**COLLECTED MATERIAL:**

--- start ---

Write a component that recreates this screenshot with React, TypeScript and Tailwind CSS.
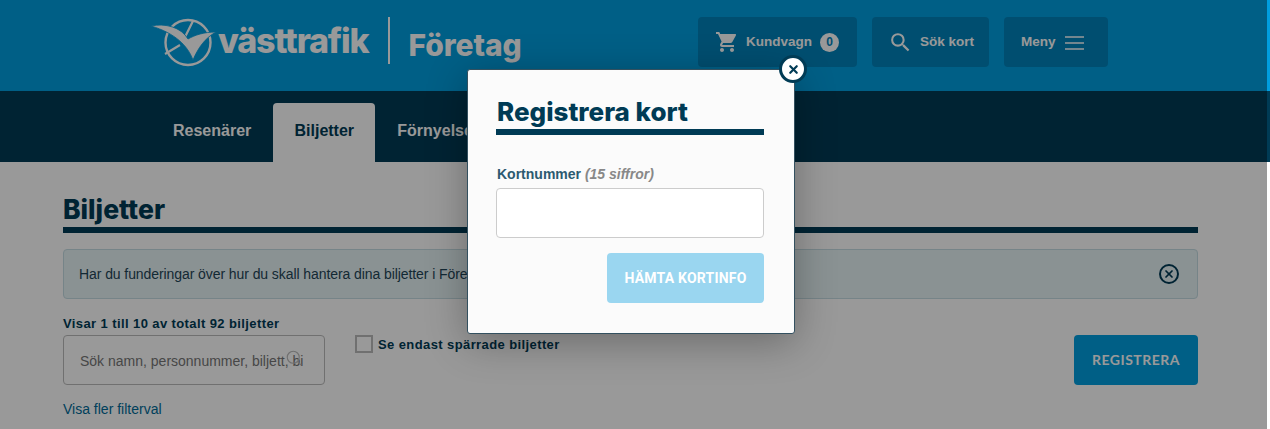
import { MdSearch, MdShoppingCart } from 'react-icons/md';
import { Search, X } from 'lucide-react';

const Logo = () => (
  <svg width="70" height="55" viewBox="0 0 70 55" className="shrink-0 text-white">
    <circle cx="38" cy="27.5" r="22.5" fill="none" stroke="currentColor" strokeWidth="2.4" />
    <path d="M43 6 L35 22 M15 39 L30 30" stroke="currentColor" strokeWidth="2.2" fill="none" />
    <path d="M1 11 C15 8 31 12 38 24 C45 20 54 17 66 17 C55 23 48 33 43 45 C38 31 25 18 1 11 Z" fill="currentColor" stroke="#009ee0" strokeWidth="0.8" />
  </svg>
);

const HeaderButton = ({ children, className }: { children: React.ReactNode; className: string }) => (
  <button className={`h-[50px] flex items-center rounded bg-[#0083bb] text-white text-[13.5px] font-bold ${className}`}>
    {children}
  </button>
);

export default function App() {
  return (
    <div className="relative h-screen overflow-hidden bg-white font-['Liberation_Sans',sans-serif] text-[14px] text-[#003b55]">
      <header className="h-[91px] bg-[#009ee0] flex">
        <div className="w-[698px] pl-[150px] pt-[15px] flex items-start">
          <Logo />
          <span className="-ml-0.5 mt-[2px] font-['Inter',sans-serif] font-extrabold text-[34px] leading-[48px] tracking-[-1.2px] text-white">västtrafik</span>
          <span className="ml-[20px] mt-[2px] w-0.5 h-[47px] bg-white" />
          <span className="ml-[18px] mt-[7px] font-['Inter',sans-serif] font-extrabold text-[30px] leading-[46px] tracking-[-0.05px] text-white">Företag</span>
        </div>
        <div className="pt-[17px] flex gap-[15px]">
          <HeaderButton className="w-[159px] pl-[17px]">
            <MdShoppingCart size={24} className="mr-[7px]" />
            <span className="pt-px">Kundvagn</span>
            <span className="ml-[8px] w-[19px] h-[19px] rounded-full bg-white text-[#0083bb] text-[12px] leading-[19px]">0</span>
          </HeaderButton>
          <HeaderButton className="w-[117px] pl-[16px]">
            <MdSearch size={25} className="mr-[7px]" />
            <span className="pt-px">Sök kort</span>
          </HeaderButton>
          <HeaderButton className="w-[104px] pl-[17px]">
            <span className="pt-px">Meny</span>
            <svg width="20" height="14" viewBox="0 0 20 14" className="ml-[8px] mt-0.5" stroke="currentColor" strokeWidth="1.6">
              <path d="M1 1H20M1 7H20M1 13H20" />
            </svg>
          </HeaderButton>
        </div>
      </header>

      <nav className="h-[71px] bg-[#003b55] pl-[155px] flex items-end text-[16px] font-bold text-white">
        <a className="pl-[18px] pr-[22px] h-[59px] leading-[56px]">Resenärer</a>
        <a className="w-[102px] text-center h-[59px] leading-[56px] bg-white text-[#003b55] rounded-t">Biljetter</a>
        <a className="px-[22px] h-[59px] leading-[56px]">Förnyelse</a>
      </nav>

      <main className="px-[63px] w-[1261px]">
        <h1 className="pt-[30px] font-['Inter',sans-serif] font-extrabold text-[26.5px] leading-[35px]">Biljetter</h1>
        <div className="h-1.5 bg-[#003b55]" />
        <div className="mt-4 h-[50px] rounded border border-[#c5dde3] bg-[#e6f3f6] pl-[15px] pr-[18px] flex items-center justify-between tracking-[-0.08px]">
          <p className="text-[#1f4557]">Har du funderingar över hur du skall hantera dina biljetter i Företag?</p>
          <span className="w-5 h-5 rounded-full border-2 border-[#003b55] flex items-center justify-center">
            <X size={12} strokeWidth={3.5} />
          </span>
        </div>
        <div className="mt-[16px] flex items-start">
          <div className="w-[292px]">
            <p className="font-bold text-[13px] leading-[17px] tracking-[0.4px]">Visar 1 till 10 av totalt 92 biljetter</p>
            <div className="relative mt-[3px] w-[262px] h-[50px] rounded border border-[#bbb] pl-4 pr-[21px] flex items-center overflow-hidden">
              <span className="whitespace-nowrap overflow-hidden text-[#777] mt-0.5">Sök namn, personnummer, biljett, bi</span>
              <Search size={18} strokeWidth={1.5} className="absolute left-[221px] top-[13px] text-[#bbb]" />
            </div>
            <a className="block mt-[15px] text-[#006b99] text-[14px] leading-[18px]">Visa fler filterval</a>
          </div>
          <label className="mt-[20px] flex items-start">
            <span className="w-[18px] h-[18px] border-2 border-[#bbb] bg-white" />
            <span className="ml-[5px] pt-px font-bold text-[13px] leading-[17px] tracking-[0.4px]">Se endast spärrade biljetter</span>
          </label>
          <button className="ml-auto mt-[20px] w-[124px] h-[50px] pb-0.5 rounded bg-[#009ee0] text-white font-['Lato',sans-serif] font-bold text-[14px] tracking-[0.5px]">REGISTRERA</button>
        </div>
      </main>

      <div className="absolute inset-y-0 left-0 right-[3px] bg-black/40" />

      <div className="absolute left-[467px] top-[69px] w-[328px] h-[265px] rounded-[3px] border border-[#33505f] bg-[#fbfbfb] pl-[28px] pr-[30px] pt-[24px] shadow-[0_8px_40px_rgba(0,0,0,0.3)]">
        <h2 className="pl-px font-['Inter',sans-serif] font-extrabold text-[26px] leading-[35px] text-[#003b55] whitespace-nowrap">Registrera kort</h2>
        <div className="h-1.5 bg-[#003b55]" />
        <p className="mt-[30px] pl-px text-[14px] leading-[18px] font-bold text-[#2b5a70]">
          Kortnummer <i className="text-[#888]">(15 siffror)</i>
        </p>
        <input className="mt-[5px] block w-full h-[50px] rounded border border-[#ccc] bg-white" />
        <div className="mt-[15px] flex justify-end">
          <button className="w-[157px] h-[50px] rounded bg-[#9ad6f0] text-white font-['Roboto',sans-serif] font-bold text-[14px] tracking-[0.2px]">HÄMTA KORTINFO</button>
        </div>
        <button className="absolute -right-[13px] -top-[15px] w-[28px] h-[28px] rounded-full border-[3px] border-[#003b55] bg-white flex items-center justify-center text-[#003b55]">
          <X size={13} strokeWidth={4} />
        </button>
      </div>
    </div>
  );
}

--- end ---

**STATED TASK:**
Go through the listing above and write it all out exactly, leaving out any picture.

**RESPONSE TO THE TASK:**
Write a component that recreates this screenshot with React, TypeScript and Tailwind CSS.
import { MdSearch, MdShoppingCart } from 'react-icons/md';
import { Search, X } from 'lucide-react';

const Logo = () => (
  <svg width="70" height="55" viewBox="0 0 70 55" className="shrink-0 text-white">
    <circle cx="38" cy="27.5" r="22.5" fill="none" stroke="currentColor" strokeWidth="2.4" />
    <path d="M43 6 L35 22 M15 39 L30 30" stroke="currentColor" strokeWidth="2.2" fill="none" />
    <path d="M1 11 C15 8 31 12 38 24 C45 20 54 17 66 17 C55 23 48 33 43 45 C38 31 25 18 1 11 Z" fill="currentColor" stroke="#009ee0" strokeWidth="0.8" />
  </svg>
);

const HeaderButton = ({ children, className }: { children: React.ReactNode; className: string }) => (
  <button className={`h-[50px] flex items-center rounded bg-[#0083bb] text-white text-[13.5px] font-bold ${className}`}>
    {children}
  </button>
);

export default function App() {
  return (
    <div className="relative h-screen overflow-hidden bg-white font-['Liberation_Sans',sans-serif] text-[14px] text-[#003b55]">
      <header className="h-[91px] bg-[#009ee0] flex">
        <div className="w-[698px] pl-[150px] pt-[15px] flex items-start">
          <Logo />
          <span className="-ml-0.5 mt-[2px] font-['Inter',sans-serif] font-extrabold text-[34px] leading-[48px] tracking-[-1.2px] text-white">västtrafik</span>
          <span className="ml-[20px] mt-[2px] w-0.5 h-[47px] bg-white" />
          <span className="ml-[18px] mt-[7px] font-['Inter',sans-serif] font-extrabold text-[30px] leading-[46px] tracking-[-0.05px] text-white">Företag</span>
        </div>
        <div className="pt-[17px] flex gap-[15px]">
          <HeaderButton className="w-[159px] pl-[17px]">
            <MdShoppingCart size={24} className="mr-[7px]" />
            <span className="pt-px">Kundvagn</span>
            <span className="ml-[8px] w-[19px] h-[19px] rounded-full bg-white text-[#0083bb] text-[12px] leading-[19px]">0</span>
          </HeaderButton>
          <HeaderButton className="w-[117px] pl-[16px]">
            <MdSearch size={25} className="mr-[7px]" />
            <span className="pt-px">Sök kort</span>
          </HeaderButton>
          <HeaderButton className="w-[104px] pl-[17px]">
            <span className="pt-px">Meny</span>
            <svg width="20" height="14" viewBox="0 0 20 14" className="ml-[8px] mt-0.5" stroke="currentColor" strokeWidth="1.6">
              <path d="M1 1H20M1 7H20M1 13H20" />
            </svg>
          </HeaderButton>
        </div>
      </header>

      <nav className="h-[71px] bg-[#003b55] pl-[155px] flex items-end text-[16px] font-bold text-white">
        <a className="pl-[18px] pr-[22px] h-[59px] leading-[56px]">Resenärer</a>
        <a className="w-[102px] text-center h-[59px] leading-[56px] bg-white text-[#003b55] rounded-t">Biljetter</a>
        <a className="px-[22px] h-[59px] leading-[56px]">Förnyelse</a>
      </nav>

      <main className="px-[63px] w-[1261px]">
        <h1 className="pt-[30px] font-['Inter',sans-serif] font-extrabold text-[26.5px] leading-[35px]">Biljetter</h1>
        <div className="h-1.5 bg-[#003b55]" />
        <div className="mt-4 h-[50px] rounded border border-[#c5dde3] bg-[#e6f3f6] pl-[15px] pr-[18px] flex items-center justify-between tracking-[-0.08px]">
          <p className="text-[#1f4557]">Har du funderingar över hur du skall hantera dina biljetter i Företag?</p>
          <span className="w-5 h-5 rounded-full border-2 border-[#003b55] flex items-center justify-center">
            <X size={12} strokeWidth={3.5} />
          </span>
        </div>
        <div className="mt-[16px] flex items-start">
          <div className="w-[292px]">
            <p className="font-bold text-[13px] leading-[17px] tracking-[0.4px]">Visar 1 till 10 av totalt 92 biljetter</p>
            <div className="relative mt-[3px] w-[262px] h-[50px] rounded border border-[#bbb] pl-4 pr-[21px] flex items-center overflow-hidden">
              <span className="whitespace-nowrap overflow-hidden text-[#777] mt-0.5">Sök namn, personnummer, biljett, bi</span>
              <Search size={18} strokeWidth={1.5} className="absolute left-[221px] top-[13px] text-[#bbb]" />
            </div>
            <a className="block mt-[15px] text-[#006b99] text-[14px] leading-[18px]">Visa fler filterval</a>
          </div>
          <label className="mt-[20px] flex items-start">
            <span className="w-[18px] h-[18px] border-2 border-[#bbb] bg-white" />
            <span className="ml-[5px] pt-px font-bold text-[13px] leading-[17px] tracking-[0.4px]">Se endast spärrade biljetter</span>
          </label>
          <button className="ml-auto mt-[20px] w-[124px] h-[50px] pb-0.5 rounded bg-[#009ee0] text-white font-['Lato',sans-serif] font-bold text-[14px] tracking-[0.5px]">REGISTRERA</button>
        </div>
      </main>

      <div className="absolute inset-y-0 left-0 right-[3px] bg-black/40" />

      <div className="absolute left-[467px] top-[69px] w-[328px] h-[265px] rounded-[3px] border border-[#33505f] bg-[#fbfbfb] pl-[28px] pr-[30px] pt-[24px] shadow-[0_8px_40px_rgba(0,0,0,0.3)]">
        <h2 className="pl-px font-['Inter',sans-serif] font-extrabold text-[26px] leading-[35px] text-[#003b55] whitespace-nowrap">Registrera kort</h2>
        <div className="h-1.5 bg-[#003b55]" />
        <p className="mt-[30px] pl-px text-[14px] leading-[18px] font-bold text-[#2b5a70]">
          Kortnummer <i className="text-[#888]">(15 siffror)</i>
        </p>
        <input className="mt-[5px] block w-full h-[50px] rounded border border-[#ccc] bg-white" />
        <div className="mt-[15px] flex justify-end">
          <button className="w-[157px] h-[50px] rounded bg-[#9ad6f0] text-white font-['Roboto',sans-serif] font-bold text-[14px] tracking-[0.2px]">HÄMTA KORTINFO</button>
        </div>
        <button className="absolute -right-[13px] -top-[15px] w-[28px] h-[28px] rounded-full border-[3px] border-[#003b55] bg-white flex items-center justify-center text-[#003b55]">
          <X size={13} strokeWidth={4} />
        </button>
      </div>
    </div>
  );
}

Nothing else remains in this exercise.